En 1958, en su salita del Ateneo Popular (Río Negro 1130) ese grupo de teatro, bajo la dirección de Bruno Musitelli, estrenaba Con y sin palabras, un espectáculo con dos pequeñas obras del autor chileno Armando Cassigioli y dos breves representaciones mudas. La pantomima "El primer cliente", de Luis Mario Somma tenía un único personaje, que interpretaba Ricardo Espalter. Algo más complejo era el mimodrama "El espantapájaros", de Espalter, que este actor realizaba junto a Estela Fernández y Eugenio Troullier.

"El primer cliente", cuyo guión fue publicado en 1963 por la editorial Martín Bianchi, ofrecía a Espalter un amplio rango de emociones para comunicar a la platea. Un fotógrafo acaba de inaugurar su negocio, transitando su ánimo entre la alegría y la ansiedad. De pronto, una madre llega con su inquieto hijo, y solicita una foto del niño. Toda la acción se desarrolla entre la mala educación del chico, la impaciencia de su madre y los nervios del comerciante. Finalmente la señora se harta y se va con el niño y sin la foto, dejando una profunda amargura en el rostro de Espalter.
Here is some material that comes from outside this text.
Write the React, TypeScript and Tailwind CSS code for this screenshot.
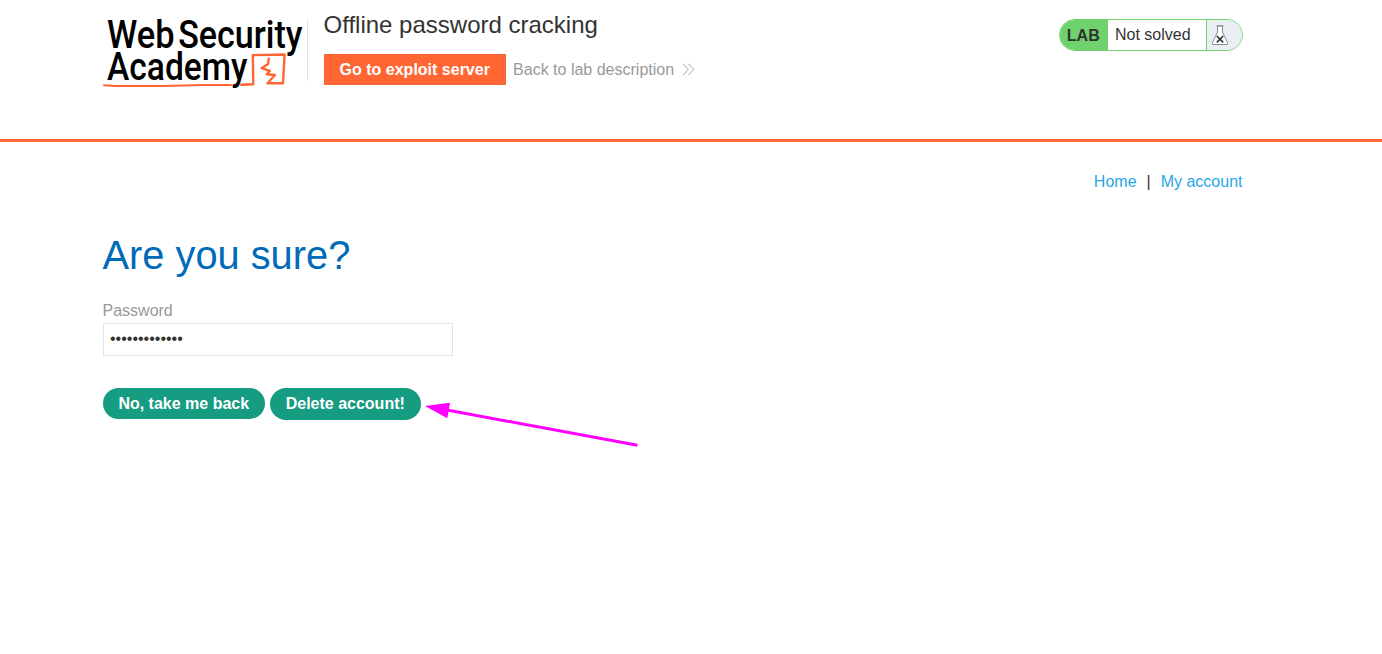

La prensa fue muy receptiva con este montaje. Mientras el semanario Marcha celebraba la resurrección de un antiguo arte, el diario Acción festejaba "su inventiva, su calidad artística y su ponderada gracia original". La revista Mundo Uruguayo, por su parte, lo recomendaba a sus lectores tanto por su excelente realización como por lo inusual de la experiencia escénica.

Un año más tarde, en 1959, La Máscara puso en escena Silencio… gente en obra, un espectáculo totalmente mimado que suma al elenco anterior dos actores: María Antonieta Díaz y Bruno Musitelli. Allí se ofrecía un recorrido por diversas formas de interpretación muda, desde el ejercicio de estilo hasta la pantomima y el mimodrama abstracto. En uno de los cuadros, llamado "Tic barre", un barrendero lucha por realizar su trabajo un día de viento. Medio cigarrillo encontrado en el suelo le invita a una pausa en la dura tarea. Pero al escuchar un ruido (el espectáculo tenía acompañamiento de armónica) vuelve en él el sentido del deber y continúa con su escobillón imaginario. De pronto encuentra un anillo. Parece de valor, a juzgar por su brillo. Imagina que podrá comprarse zapatos nuevos, mejorar su aspecto. Entra un señor, buscando la joya perdida. El hombre de la limpieza niega saber del asunto, pero cuando queda solo su felicidad se ha derrumbado. Corre tras el caballero y le devuelve el valioso objeto, simulando haberlo hallado recién. Con una mezcla de orgullo y tristeza (tributaria tanto de Chaplin como de Marceau), Tic reanuda la imposible labor de meter las hojas de los árboles en su vistoso carrito de dos ruedas. La lección del gran mimo francés había echado raíces.